Another way of looking at it is that political movements are coalitions. Sure, people who are really concerned about the environment and people who are really concerned about poverty and the welfare of the poor are both on the left of the political spectrum in America, but they are not really natural allies; those in poverty use a lot less resources than they would if they had middle-class incomes, and things like organic food are massively less efficient, meaning that choosing organic food, to the extent that it crowds out inorganic production, is raising the price of food, something that is largely irrelevant if you primarily care about the environment, but central if you primarily care about the poor.

(Of course, there is some agreement, I mean, the price of farmland forces the issue, but 'sustainable farming' is important for all; you don't want another dust bowl, but that's a problem that, from my understanding, is largely solved, outside of, say, cattle grazing on public land. No farmer wants to destroy the production capability of his or her land. )

I mean, I'm certain that was a biased example, but my point is just that there are a lot of competing interests within a particular political coalition, so quite often, apparent hypocrisy is simply the fact that different people and different sub-groups within a broad political movement have different and sometimes conflicting priorities and values.


Agreed. It's difficult to discuss things like this in a fast moving discussion forum like HN, plus the fact that making a witty or ironic point that might work perfectly well at some times ends up being confusing or alienating at others.

I feel we're at a complex historical moment in terms of not just US politics but global trade relations, questions about the future of finance and economics, the pressing problem of climate change, and competing but radically different philosophies of national and global destiny.


> And if you think people aren't campaigning for serious social and political change I don't know what to tell you.

The social/political change they've been managing to make happen is normalization of left-wing radicalism, exponential broadening of the definition of "nazi" and generous application of violence to said "nazis".

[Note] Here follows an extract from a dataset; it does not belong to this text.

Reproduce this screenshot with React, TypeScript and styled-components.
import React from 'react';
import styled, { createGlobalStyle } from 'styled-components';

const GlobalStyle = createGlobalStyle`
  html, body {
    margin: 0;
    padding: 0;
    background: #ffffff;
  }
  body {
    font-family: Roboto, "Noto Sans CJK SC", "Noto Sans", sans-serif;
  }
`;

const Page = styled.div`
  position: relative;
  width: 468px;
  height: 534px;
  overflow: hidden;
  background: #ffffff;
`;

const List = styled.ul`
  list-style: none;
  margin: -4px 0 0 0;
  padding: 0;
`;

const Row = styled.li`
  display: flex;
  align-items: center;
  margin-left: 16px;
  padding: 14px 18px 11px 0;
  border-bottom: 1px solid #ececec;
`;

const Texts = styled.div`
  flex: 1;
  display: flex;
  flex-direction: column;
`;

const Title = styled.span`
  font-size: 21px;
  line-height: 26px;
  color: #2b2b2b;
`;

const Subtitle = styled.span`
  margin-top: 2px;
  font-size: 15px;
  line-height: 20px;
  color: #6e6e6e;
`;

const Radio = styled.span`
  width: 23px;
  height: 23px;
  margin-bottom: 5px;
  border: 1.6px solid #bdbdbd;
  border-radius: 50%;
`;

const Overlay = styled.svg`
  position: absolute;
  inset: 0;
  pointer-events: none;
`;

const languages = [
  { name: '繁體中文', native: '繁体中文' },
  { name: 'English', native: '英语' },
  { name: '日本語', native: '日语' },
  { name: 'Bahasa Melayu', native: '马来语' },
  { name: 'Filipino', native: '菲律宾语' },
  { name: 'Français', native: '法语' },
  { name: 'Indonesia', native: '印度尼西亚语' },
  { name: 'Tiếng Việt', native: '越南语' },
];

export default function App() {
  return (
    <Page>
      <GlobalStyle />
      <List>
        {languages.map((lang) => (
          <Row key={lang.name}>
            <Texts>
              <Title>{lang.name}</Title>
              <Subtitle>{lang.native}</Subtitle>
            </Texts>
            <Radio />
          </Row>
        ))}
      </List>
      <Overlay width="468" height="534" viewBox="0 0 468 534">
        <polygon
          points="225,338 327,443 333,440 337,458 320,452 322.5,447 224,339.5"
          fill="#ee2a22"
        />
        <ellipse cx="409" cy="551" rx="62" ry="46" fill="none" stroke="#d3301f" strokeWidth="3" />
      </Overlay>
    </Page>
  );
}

They're also bringing back gender and race segregation under the PC-approved expression "safe space".

Definitely it's social and political change they're after.


This doesn't seem like an argument we're going to resolve here, since we clearly have quite different views.

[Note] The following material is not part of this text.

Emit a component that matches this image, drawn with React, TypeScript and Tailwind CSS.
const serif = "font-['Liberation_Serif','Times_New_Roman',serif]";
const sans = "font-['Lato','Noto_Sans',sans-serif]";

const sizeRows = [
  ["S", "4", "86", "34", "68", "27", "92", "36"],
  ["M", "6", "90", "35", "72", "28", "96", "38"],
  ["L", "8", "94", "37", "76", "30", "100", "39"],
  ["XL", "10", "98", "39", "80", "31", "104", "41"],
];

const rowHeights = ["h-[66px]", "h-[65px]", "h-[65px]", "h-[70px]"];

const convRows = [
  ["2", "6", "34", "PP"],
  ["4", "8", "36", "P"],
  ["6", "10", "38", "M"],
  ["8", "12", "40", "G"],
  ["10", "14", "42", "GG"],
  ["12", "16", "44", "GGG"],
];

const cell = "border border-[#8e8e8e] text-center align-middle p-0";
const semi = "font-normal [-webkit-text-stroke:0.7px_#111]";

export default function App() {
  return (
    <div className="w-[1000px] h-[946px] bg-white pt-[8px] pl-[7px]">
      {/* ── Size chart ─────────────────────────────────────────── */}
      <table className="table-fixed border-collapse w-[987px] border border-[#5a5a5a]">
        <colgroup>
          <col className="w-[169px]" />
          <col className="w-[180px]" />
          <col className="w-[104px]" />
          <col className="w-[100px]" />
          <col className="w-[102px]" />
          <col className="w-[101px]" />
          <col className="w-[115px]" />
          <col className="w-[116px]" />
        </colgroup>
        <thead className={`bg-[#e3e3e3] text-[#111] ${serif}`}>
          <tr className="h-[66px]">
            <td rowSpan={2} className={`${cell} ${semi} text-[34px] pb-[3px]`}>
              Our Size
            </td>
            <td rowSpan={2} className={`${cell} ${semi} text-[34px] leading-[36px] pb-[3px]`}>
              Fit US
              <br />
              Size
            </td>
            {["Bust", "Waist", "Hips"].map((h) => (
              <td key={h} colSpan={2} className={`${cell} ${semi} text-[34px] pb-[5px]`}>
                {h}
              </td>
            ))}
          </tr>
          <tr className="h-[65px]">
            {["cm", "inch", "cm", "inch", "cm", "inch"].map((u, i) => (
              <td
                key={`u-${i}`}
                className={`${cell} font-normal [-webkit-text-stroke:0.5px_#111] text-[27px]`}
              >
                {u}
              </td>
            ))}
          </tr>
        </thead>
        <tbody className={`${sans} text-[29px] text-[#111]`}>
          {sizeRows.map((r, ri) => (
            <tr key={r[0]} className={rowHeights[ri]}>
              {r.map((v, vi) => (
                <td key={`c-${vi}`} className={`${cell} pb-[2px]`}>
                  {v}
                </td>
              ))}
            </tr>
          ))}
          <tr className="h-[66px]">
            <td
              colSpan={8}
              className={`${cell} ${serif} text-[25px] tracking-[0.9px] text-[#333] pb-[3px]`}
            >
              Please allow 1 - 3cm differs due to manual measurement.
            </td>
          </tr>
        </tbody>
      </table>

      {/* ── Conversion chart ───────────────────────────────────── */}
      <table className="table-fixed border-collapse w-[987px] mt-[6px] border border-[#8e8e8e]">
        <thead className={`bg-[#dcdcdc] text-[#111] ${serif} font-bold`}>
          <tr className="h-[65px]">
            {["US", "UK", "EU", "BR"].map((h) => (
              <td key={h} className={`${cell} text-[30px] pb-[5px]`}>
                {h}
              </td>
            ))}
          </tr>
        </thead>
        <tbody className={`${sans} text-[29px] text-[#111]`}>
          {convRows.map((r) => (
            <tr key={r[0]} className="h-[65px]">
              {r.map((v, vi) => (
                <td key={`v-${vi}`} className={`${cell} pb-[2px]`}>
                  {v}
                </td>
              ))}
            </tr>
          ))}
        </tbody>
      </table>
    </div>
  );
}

However, you might like to reflect that right wing commentators have been complaining about 'Feminazis' for 30 years (1) and equating liberalism with fascism for 10 (2), so there has been plenty of effort invested in normalizing right-wing radicalism for quite a long while now. Complaints about the fact that the far left has decided to come off the sidelines of political discourse seem a little facile.

1. https://en.wikipedia.org/wiki/Feminazi

2. https://en.wikipedia.org/wiki/Liberal_Fascism


You seem to assume I'm calling feminists "nazis", or that I'm right-wing, or that people advocating for "punching nazis" are somehow liberal. None of that is true.


Not in the slightest. I'm just commending other facts to your attention that you appear to have overlooked. Nowhere did I attribute such beliefs to you.

Nor do I understand why you brought up 'punching nazis'; nobody has even mentioned that in this discussion.


I'm so glad I left that place. I've never lived in a place that was so obnoxiously proud of its past, all the while so completely hypocritical about its present situation. Great school, shit town.


> I'm so glad I left that place. I've never lived in a place that was so obnoxiously proud of its past, all the while so completely hypocritical about its present situation. Great school, shit town.

You found the town was proud of its past and hypocritical about the present, and not the school?